Challenge
Nothing in the data should change when you return it, but leave the pictures out.

Data
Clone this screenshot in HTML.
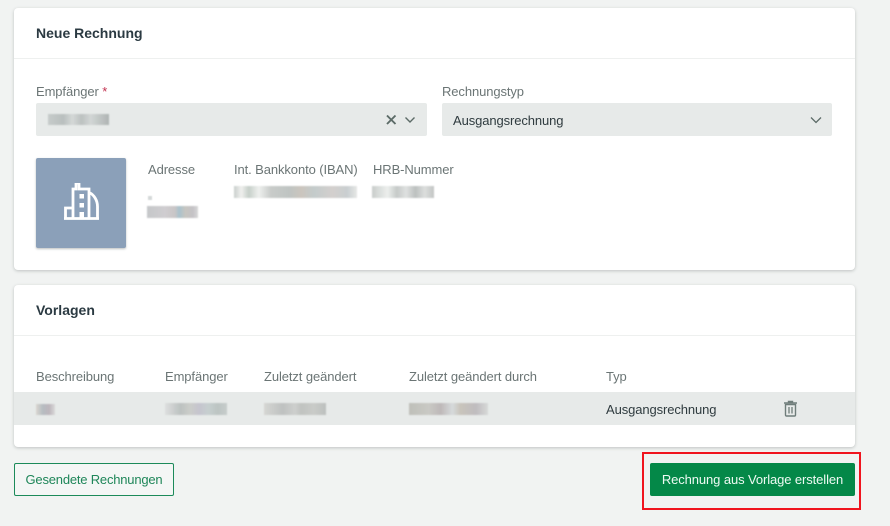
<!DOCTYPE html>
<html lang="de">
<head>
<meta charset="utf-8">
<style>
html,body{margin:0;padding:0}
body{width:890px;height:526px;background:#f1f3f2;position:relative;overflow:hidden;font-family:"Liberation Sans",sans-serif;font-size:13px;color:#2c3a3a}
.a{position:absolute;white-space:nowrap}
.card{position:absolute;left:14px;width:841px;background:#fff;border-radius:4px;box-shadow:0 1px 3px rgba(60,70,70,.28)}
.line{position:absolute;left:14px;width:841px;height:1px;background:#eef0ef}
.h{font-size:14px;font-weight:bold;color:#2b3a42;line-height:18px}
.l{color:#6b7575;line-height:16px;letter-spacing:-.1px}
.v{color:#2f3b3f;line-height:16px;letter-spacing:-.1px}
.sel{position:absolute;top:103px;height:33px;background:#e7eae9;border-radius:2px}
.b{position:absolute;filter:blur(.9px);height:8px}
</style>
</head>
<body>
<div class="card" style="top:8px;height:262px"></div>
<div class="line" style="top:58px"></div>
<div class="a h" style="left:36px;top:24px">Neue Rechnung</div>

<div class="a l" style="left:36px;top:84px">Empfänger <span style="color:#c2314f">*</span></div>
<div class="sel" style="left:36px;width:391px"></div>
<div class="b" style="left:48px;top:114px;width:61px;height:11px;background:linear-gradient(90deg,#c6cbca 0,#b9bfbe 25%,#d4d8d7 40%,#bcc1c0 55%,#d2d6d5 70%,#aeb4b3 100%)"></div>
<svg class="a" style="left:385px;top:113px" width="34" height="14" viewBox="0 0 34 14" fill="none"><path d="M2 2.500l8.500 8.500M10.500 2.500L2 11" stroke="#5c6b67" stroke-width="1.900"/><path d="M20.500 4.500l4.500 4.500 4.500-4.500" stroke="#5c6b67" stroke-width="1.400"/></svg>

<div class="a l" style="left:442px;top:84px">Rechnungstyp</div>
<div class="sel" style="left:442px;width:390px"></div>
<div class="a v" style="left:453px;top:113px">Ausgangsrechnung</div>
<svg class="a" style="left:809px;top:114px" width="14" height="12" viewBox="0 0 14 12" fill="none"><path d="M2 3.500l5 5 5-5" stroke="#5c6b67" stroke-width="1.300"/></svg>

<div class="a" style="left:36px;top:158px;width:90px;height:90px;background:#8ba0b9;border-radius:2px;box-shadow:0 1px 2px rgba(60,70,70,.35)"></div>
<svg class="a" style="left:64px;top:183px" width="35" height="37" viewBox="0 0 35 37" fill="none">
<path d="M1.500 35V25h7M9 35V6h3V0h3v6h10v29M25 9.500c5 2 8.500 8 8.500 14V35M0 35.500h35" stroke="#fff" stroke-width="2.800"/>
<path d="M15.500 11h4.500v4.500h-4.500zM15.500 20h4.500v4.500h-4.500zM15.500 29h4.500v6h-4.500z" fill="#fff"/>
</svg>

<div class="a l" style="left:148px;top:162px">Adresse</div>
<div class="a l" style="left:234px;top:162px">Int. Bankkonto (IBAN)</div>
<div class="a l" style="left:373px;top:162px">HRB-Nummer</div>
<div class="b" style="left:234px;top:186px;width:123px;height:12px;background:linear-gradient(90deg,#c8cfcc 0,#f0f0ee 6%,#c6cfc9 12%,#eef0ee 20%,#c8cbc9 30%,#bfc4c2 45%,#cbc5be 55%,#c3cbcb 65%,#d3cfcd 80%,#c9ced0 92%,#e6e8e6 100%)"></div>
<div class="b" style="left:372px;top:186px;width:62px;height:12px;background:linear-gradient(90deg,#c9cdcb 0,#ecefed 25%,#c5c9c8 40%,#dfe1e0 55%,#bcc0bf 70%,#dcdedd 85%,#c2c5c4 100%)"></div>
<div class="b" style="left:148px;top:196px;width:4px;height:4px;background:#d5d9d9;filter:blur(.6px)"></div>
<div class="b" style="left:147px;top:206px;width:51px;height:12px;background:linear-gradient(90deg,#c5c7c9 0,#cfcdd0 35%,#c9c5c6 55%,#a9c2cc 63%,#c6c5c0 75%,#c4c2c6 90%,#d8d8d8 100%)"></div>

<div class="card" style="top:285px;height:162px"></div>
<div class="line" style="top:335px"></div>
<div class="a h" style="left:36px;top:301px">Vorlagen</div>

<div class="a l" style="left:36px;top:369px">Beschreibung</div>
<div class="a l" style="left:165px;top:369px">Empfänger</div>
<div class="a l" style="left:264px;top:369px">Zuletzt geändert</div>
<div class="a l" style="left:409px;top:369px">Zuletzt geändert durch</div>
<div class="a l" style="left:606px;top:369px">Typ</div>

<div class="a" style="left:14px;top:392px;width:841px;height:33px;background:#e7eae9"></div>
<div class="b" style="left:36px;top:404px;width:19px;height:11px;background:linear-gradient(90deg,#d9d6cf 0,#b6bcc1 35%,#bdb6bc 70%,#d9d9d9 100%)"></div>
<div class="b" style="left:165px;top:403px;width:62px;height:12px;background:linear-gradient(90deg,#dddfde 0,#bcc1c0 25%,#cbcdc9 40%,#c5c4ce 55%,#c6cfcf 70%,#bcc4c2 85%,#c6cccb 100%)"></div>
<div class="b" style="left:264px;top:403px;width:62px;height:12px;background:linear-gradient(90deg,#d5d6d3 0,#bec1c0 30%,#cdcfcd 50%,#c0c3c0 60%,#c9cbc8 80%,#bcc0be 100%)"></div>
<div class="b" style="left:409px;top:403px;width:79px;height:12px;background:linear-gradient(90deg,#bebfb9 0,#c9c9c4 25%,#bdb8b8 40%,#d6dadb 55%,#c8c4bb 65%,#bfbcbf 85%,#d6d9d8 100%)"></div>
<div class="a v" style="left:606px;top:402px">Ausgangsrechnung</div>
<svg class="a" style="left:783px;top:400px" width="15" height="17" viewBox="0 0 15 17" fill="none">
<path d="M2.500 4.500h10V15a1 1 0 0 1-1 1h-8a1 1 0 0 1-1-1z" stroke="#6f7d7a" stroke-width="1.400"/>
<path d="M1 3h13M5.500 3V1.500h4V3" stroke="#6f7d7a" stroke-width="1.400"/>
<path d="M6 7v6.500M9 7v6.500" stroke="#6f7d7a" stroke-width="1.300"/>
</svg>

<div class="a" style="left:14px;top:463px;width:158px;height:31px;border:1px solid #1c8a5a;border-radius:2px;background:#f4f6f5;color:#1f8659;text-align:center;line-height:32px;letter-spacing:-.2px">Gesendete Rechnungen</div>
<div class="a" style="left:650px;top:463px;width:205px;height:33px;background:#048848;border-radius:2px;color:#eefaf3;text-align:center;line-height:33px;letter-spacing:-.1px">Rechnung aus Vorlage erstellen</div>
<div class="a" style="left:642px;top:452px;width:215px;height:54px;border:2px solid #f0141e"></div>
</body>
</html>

Output of the task
Clone this screenshot in HTML.
<!DOCTYPE html>
<html lang="de">
<head>
<meta charset="utf-8">
<style>
html,body{margin:0;padding:0}
body{width:890px;height:526px;background:#f1f3f2;position:relative;overflow:hidden;font-family:"Liberation Sans",sans-serif;font-size:13px;color:#2c3a3a}
.a{position:absolute;white-space:nowrap}
.card{position:absolute;left:14px;width:841px;background:#fff;border-radius:4px;box-shadow:0 1px 3px rgba(60,70,70,.28)}
.line{position:absolute;left:14px;width:841px;height:1px;background:#eef0ef}
.h{font-size:14px;font-weight:bold;color:#2b3a42;line-height:18px}
.l{color:#6b7575;line-height:16px;letter-spacing:-.1px}
.v{color:#2f3b3f;line-height:16px;letter-spacing:-.1px}
.sel{position:absolute;top:103px;height:33px;background:#e7eae9;border-radius:2px}
.b{position:absolute;filter:blur(.9px);height:8px}
</style>
</head>
<body>
<div class="card" style="top:8px;height:262px"></div>
<div class="line" style="top:58px"></div>
<div class="a h" style="left:36px;top:24px">Neue Rechnung</div>

<div class="a l" style="left:36px;top:84px">Empfänger <span style="color:#c2314f">*</span></div>
<div class="sel" style="left:36px;width:391px"></div>
<div class="b" style="left:48px;top:114px;width:61px;height:11px;background:linear-gradient(90deg,#c6cbca 0,#b9bfbe 25%,#d4d8d7 40%,#bcc1c0 55%,#d2d6d5 70%,#aeb4b3 100%)"></div>
<svg class="a" style="left:385px;top:113px" width="34" height="14" viewBox="0 0 34 14" fill="none"><path d="M2 2.500l8.500 8.500M10.500 2.500L2 11" stroke="#5c6b67" stroke-width="1.900"/><path d="M20.500 4.500l4.500 4.500 4.500-4.500" stroke="#5c6b67" stroke-width="1.400"/></svg>

<div class="a l" style="left:442px;top:84px">Rechnungstyp</div>
<div class="sel" style="left:442px;width:390px"></div>
<div class="a v" style="left:453px;top:113px">Ausgangsrechnung</div>
<svg class="a" style="left:809px;top:114px" width="14" height="12" viewBox="0 0 14 12" fill="none"><path d="M2 3.500l5 5 5-5" stroke="#5c6b67" stroke-width="1.300"/></svg>

<div class="a" style="left:36px;top:158px;width:90px;height:90px;background:#8ba0b9;border-radius:2px;box-shadow:0 1px 2px rgba(60,70,70,.35)"></div>
<svg class="a" style="left:64px;top:183px" width="35" height="37" viewBox="0 0 35 37" fill="none">
<path d="M1.500 35V25h7M9 35V6h3V0h3v6h10v29M25 9.500c5 2 8.500 8 8.500 14V35M0 35.500h35" stroke="#fff" stroke-width="2.800"/>
<path d="M15.500 11h4.500v4.500h-4.500zM15.500 20h4.500v4.500h-4.500zM15.500 29h4.500v6h-4.500z" fill="#fff"/>
</svg>

<div class="a l" style="left:148px;top:162px">Adresse</div>
<div class="a l" style="left:234px;top:162px">Int. Bankkonto (IBAN)</div>
<div class="a l" style="left:373px;top:162px">HRB-Nummer</div>
<div class="b" style="left:234px;top:186px;width:123px;height:12px;background:linear-gradient(90deg,#c8cfcc 0,#f0f0ee 6%,#c6cfc9 12%,#eef0ee 20%,#c8cbc9 30%,#bfc4c2 45%,#cbc5be 55%,#c3cbcb 65%,#d3cfcd 80%,#c9ced0 92%,#e6e8e6 100%)"></div>
<div class="b" style="left:372px;top:186px;width:62px;height:12px;background:linear-gradient(90deg,#c9cdcb 0,#ecefed 25%,#c5c9c8 40%,#dfe1e0 55%,#bcc0bf 70%,#dcdedd 85%,#c2c5c4 100%)"></div>
<div class="b" style="left:148px;top:196px;width:4px;height:4px;background:#d5d9d9;filter:blur(.6px)"></div>
<div class="b" style="left:147px;top:206px;width:51px;height:12px;background:linear-gradient(90deg,#c5c7c9 0,#cfcdd0 35%,#c9c5c6 55%,#a9c2cc 63%,#c6c5c0 75%,#c4c2c6 90%,#d8d8d8 100%)"></div>

<div class="card" style="top:285px;height:162px"></div>
<div class="line" style="top:335px"></div>
<div class="a h" style="left:36px;top:301px">Vorlagen</div>

<div class="a l" style="left:36px;top:369px">Beschreibung</div>
<div class="a l" style="left:165px;top:369px">Empfänger</div>
<div class="a l" style="left:264px;top:369px">Zuletzt geändert</div>
<div class="a l" style="left:409px;top:369px">Zuletzt geändert durch</div>
<div class="a l" style="left:606px;top:369px">Typ</div>

<div class="a" style="left:14px;top:392px;width:841px;height:33px;background:#e7eae9"></div>
<div class="b" style="left:36px;top:404px;width:19px;height:11px;background:linear-gradient(90deg,#d9d6cf 0,#b6bcc1 35%,#bdb6bc 70%,#d9d9d9 100%)"></div>
<div class="b" style="left:165px;top:403px;width:62px;height:12px;background:linear-gradient(90deg,#dddfde 0,#bcc1c0 25%,#cbcdc9 40%,#c5c4ce 55%,#c6cfcf 70%,#bcc4c2 85%,#c6cccb 100%)"></div>
<div class="b" style="left:264px;top:403px;width:62px;height:12px;background:linear-gradient(90deg,#d5d6d3 0,#bec1c0 30%,#cdcfcd 50%,#c0c3c0 60%,#c9cbc8 80%,#bcc0be 100%)"></div>
<div class="b" style="left:409px;top:403px;width:79px;height:12px;background:linear-gradient(90deg,#bebfb9 0,#c9c9c4 25%,#bdb8b8 40%,#d6dadb 55%,#c8c4bb 65%,#bfbcbf 85%,#d6d9d8 100%)"></div>
<div class="a v" style="left:606px;top:402px">Ausgangsrechnung</div>
<svg class="a" style="left:783px;top:400px" width="15" height="17" viewBox="0 0 15 17" fill="none">
<path d="M2.500 4.500h10V15a1 1 0 0 1-1 1h-8a1 1 0 0 1-1-1z" stroke="#6f7d7a" stroke-width="1.400"/>
<path d="M1 3h13M5.500 3V1.500h4V3" stroke="#6f7d7a" stroke-width="1.400"/>
<path d="M6 7v6.500M9 7v6.500" stroke="#6f7d7a" stroke-width="1.300"/>
</svg>

<div class="a" style="left:14px;top:463px;width:158px;height:31px;border:1px solid #1c8a5a;border-radius:2px;background:#f4f6f5;color:#1f8659;text-align:center;line-height:32px;letter-spacing:-.2px">Gesendete Rechnungen</div>
<div class="a" style="left:650px;top:463px;width:205px;height:33px;background:#048848;border-radius:2px;color:#eefaf3;text-align:center;line-height:33px;letter-spacing:-.1px">Rechnung aus Vorlage erstellen</div>
<div class="a" style="left:642px;top:452px;width:215px;height:54px;border:2px solid #f0141e"></div>
</body>
</html>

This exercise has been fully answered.